Pages as source code:
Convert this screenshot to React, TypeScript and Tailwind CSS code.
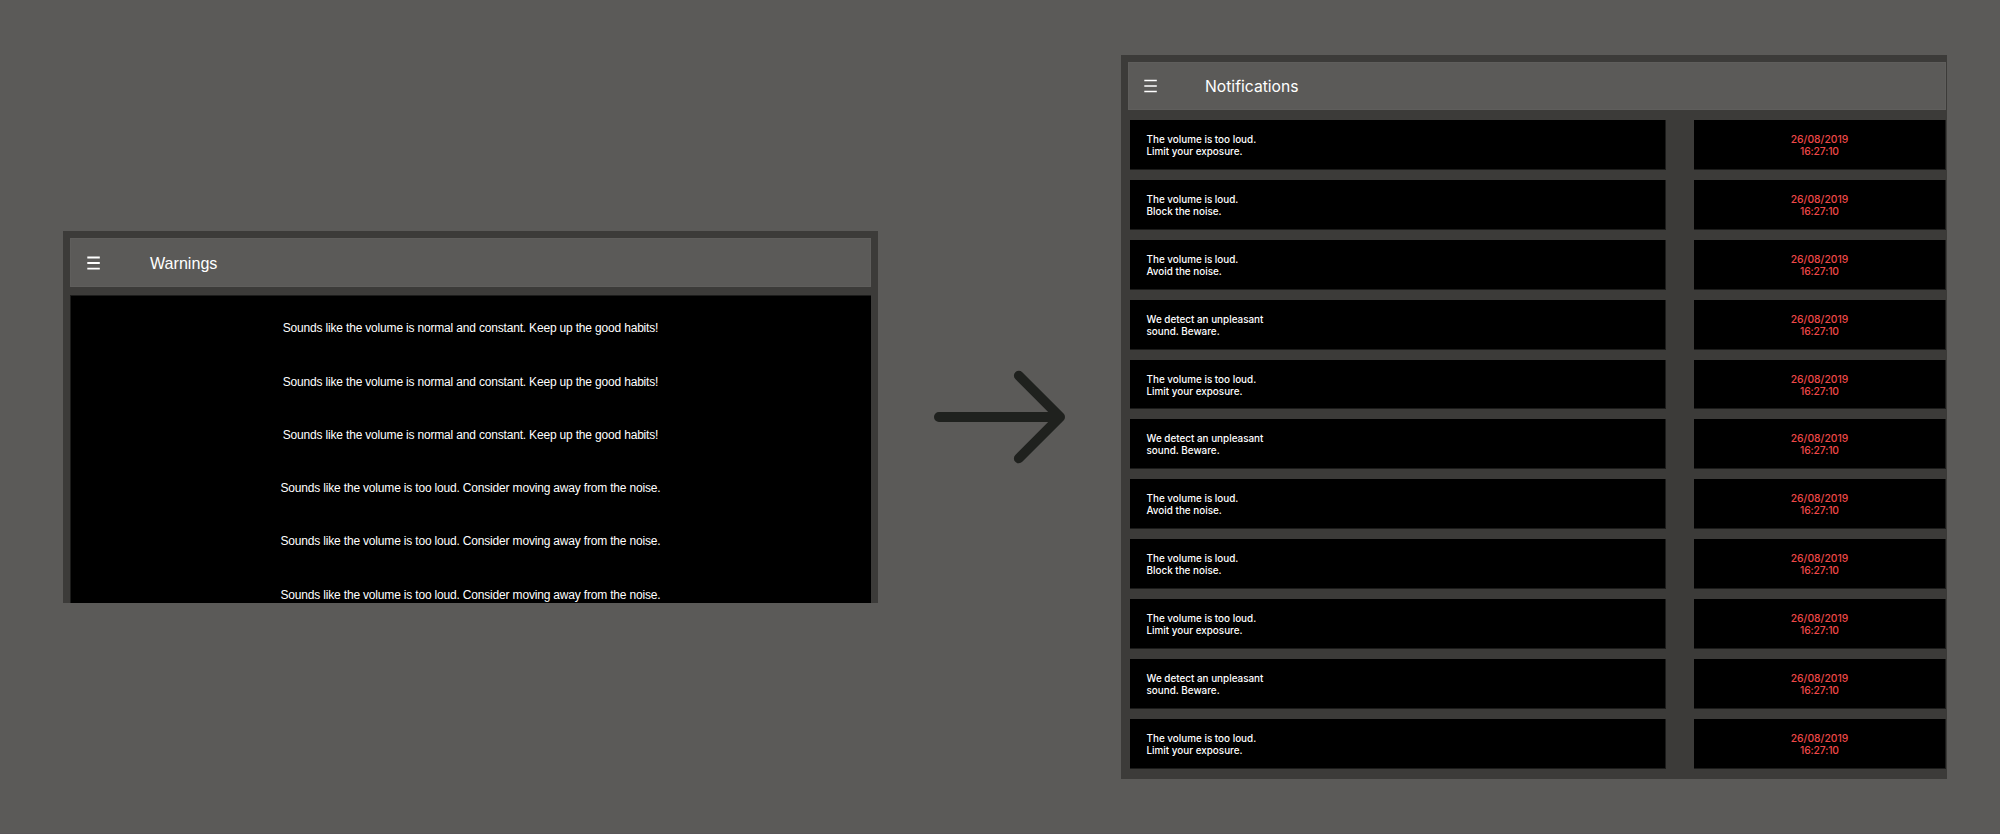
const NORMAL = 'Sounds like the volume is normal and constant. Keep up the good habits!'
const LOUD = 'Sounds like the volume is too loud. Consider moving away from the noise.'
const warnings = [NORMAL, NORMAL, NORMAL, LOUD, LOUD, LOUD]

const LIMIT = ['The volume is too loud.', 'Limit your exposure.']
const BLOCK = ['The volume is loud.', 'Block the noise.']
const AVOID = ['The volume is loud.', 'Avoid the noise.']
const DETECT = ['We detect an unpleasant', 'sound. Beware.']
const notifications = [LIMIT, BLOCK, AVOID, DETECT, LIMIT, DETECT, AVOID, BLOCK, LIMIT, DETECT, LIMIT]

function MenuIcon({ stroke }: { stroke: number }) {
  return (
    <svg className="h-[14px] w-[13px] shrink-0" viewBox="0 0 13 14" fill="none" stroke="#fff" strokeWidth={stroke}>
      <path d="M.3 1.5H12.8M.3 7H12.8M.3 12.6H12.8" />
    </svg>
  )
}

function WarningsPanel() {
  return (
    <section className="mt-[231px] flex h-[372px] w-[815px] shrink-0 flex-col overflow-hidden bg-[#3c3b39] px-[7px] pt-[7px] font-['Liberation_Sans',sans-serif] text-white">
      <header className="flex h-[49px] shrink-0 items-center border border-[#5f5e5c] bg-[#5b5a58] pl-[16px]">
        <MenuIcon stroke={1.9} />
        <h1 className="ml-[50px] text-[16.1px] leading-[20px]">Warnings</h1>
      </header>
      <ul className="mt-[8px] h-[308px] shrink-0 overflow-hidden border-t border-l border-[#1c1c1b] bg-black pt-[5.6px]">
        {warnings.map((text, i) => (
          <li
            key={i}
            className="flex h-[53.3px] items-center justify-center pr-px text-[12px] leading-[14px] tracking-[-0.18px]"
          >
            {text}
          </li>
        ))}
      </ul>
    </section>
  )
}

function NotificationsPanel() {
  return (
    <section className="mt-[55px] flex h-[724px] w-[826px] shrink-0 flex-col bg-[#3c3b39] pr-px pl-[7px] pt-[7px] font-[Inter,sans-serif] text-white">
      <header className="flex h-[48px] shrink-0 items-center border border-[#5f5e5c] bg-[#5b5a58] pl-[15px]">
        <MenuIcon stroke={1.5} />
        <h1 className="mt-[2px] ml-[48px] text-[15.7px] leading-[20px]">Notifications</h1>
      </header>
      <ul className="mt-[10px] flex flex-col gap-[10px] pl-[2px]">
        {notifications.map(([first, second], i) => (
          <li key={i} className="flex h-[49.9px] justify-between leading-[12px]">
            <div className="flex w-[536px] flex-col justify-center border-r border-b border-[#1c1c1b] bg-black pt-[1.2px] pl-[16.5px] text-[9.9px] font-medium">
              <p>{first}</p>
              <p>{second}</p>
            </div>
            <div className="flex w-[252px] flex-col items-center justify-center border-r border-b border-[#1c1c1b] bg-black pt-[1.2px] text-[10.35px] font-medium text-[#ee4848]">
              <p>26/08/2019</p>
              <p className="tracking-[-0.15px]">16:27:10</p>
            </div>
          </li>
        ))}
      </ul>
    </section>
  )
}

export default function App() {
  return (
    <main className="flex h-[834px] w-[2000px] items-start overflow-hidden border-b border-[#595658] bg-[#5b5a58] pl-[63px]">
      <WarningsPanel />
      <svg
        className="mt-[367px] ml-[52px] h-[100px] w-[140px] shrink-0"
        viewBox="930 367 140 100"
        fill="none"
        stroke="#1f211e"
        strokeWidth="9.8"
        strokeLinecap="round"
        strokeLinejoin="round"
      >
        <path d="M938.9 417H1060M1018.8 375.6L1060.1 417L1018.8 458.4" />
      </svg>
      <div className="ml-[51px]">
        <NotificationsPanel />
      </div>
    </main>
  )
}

...

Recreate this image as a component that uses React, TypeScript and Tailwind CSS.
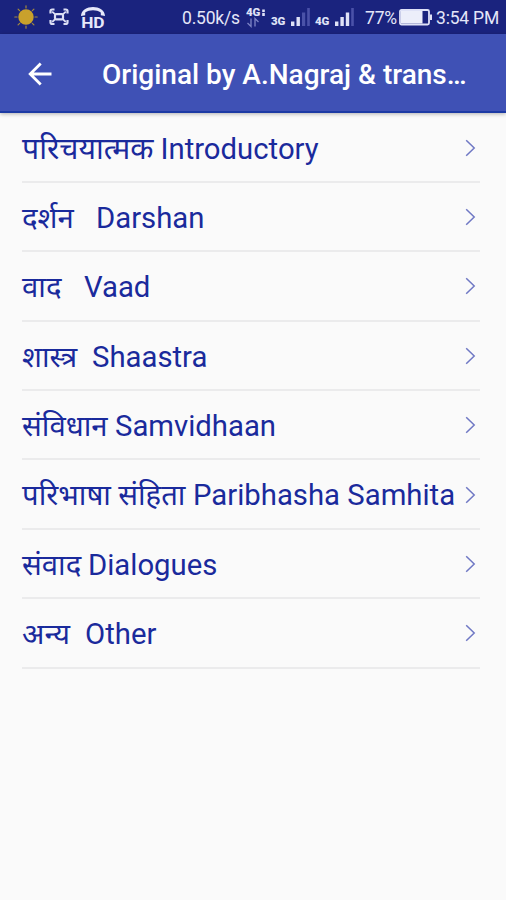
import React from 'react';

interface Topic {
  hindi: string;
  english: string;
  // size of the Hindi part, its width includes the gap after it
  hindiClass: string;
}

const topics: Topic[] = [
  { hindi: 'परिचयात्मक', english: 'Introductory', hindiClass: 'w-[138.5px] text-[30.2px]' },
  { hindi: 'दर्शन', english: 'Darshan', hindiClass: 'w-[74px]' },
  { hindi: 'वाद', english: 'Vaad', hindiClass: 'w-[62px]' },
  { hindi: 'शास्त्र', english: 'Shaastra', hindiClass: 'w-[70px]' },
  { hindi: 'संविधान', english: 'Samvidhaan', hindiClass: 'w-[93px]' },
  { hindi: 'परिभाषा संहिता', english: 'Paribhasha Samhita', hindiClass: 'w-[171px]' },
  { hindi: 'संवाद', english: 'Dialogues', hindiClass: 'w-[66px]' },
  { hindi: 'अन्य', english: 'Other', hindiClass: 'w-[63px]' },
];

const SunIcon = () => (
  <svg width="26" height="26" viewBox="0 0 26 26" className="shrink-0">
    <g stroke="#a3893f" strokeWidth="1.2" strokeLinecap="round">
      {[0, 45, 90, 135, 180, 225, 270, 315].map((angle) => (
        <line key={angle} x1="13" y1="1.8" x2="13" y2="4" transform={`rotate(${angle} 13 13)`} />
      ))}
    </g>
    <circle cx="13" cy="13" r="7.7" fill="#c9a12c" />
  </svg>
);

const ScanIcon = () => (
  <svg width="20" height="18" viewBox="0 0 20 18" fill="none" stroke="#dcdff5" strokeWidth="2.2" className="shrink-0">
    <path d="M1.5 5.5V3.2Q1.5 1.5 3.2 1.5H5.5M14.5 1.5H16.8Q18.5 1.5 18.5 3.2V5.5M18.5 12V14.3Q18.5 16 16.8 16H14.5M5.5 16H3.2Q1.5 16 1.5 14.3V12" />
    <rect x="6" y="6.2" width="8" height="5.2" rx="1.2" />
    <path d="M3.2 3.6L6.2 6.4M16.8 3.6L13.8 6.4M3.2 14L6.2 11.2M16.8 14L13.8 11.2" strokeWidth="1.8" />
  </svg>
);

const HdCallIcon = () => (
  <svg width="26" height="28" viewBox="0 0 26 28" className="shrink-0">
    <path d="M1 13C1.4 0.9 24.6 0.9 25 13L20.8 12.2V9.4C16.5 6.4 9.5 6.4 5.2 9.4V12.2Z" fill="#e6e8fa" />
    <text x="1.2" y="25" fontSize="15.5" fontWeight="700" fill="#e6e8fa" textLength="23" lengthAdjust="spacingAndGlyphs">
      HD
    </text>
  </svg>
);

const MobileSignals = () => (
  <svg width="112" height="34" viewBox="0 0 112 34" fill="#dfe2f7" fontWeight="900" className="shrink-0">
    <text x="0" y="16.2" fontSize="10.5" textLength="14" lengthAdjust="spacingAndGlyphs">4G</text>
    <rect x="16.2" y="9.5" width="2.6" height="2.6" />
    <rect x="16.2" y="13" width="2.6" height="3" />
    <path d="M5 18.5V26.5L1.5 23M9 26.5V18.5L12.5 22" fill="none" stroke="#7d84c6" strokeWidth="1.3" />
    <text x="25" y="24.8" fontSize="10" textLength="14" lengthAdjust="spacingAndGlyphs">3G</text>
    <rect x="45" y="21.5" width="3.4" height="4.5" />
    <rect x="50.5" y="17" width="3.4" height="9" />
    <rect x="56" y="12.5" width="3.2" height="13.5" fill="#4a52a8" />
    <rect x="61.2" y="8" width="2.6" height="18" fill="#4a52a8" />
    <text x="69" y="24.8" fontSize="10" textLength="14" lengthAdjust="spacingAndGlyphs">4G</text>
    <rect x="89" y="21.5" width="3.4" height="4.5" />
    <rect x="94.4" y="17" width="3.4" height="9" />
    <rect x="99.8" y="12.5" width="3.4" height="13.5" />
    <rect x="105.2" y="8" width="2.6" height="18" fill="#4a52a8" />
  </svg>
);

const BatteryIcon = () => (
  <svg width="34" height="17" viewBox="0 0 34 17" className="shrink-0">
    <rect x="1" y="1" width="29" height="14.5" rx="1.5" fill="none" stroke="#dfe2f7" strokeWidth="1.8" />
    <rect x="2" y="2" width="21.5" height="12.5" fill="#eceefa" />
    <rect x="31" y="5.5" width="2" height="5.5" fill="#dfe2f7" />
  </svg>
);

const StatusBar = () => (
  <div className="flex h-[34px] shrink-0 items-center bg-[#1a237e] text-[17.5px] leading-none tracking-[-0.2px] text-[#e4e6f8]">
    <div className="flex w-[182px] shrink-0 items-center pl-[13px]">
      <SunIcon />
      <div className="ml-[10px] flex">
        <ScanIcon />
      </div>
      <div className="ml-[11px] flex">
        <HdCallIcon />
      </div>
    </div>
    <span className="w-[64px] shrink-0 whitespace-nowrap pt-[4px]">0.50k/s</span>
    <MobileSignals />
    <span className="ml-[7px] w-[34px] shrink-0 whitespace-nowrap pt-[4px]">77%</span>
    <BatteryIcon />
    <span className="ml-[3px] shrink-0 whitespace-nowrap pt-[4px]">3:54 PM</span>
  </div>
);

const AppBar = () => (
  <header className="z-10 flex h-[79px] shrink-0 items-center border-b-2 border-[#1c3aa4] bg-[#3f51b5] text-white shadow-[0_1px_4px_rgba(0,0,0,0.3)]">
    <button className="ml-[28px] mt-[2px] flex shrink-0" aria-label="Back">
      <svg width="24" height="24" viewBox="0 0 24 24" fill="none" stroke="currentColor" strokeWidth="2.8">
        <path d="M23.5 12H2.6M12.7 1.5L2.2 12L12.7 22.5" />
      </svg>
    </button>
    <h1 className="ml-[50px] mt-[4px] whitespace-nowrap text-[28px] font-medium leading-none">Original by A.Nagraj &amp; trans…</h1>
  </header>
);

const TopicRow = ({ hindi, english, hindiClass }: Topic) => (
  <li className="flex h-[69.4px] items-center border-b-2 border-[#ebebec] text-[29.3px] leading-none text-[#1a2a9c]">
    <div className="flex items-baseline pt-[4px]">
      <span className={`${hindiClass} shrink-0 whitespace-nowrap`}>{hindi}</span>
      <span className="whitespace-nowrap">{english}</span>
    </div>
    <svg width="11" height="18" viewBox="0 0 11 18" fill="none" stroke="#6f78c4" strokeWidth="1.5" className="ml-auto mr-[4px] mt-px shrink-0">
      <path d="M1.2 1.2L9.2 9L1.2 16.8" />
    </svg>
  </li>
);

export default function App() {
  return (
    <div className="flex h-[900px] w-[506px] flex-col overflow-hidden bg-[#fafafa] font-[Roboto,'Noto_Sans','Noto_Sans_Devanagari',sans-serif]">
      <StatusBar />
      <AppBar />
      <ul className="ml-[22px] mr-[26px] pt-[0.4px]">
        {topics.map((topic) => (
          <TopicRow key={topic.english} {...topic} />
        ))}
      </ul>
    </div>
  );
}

Exercise —
Print everything from the line with "Convert this screenshot" down to the line with "const warnings = [NORMAL, NORMAL, NORMAL, LOUD, LOUD, LOUD]", both included, exactly as written and without the pictures.

Reply to the exercise —
Convert this screenshot to React, TypeScript and Tailwind CSS code.
const NORMAL = 'Sounds like the volume is normal and constant. Keep up the good habits!'
const LOUD = 'Sounds like the volume is too loud. Consider moving away from the noise.'
const warnings = [NORMAL, NORMAL, NORMAL, LOUD, LOUD, LOUD]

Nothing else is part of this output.